Est-ce une folie de vouloir sortir de Schengen et de se replier sur une Europe des six, comme le propose Laurent Wauquiez ?

Son idée ne tient pas la route. Il est impensable de revenir à une Europe des six. En revanche, je suis favorable à une Europe à deux vitesses : la zone euro, qui doit être le noyau dur et dans laquelle il faut encore plus d'intégration, notamment une plus grande harmonisation fiscale, et une Europe des vingt-huit plus souple.

Quelle réforme de Schengen prônez-vous ?

Si je suis pour le maintien de cet espace de libre circulation, je suis en revanche pour un renforcement des frontières extérieures. Frontex doit avoir les moyens de travailler efficacement. C'est l'un des enjeux fondamentaux de l'Europe mais aussi de la France : savoir gérer les mouvements de population.
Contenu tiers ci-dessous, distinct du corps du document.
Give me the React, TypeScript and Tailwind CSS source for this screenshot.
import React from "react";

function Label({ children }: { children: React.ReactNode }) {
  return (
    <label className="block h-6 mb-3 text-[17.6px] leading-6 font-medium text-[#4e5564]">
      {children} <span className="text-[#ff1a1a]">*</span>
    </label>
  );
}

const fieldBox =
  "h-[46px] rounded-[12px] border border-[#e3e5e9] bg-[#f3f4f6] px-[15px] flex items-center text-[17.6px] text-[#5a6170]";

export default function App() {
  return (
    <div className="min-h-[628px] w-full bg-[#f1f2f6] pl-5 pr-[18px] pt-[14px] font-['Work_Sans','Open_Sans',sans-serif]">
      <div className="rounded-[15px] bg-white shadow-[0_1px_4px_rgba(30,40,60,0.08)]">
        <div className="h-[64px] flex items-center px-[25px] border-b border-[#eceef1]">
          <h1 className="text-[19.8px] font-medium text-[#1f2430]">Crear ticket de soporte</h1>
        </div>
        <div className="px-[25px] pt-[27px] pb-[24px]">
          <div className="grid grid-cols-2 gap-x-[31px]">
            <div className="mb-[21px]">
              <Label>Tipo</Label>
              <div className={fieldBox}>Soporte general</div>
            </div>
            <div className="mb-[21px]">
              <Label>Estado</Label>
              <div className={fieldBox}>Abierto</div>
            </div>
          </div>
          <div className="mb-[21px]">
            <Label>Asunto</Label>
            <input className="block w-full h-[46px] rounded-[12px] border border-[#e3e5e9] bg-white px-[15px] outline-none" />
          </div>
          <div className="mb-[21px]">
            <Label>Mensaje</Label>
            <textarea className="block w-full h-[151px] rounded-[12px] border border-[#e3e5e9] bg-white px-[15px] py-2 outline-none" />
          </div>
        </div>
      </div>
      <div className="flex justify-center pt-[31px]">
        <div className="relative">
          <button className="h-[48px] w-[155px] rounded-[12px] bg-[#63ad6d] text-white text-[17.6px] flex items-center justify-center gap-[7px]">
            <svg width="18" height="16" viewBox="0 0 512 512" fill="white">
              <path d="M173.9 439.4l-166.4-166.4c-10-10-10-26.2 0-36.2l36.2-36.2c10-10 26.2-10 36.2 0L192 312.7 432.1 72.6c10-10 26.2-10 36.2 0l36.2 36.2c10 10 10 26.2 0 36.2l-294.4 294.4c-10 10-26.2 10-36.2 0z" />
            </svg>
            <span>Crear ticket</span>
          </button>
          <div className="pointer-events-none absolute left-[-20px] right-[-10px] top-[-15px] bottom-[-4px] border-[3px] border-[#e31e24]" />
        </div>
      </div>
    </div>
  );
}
Il faut lutter contre l'immigration clandestine, réguler l'immigration autorisée, réduire drastiquement les délais d'instruction du droit d'asile.



Et puis nous sommes devant un grand débat de société : comment la France peut-elle rester elle-même dans un monde ouvert, comment réussir l'unité dans la diversité ? Face à l'islamophobie latente, qui fait le terreau du FN, nous devons suivre une ligne claire : nourrir un dialogue confiant avec les musulmans qui acceptent nos principes républicains fondamentaux, notamment la laïcité et l'égalité hommes-femmes, et combattre avec la plus extrême énergie tous les extrémistes. Il faut bien faire la distinction et ne surtout pas céder aux amalgames à l'égard d'une composante importante de la société française.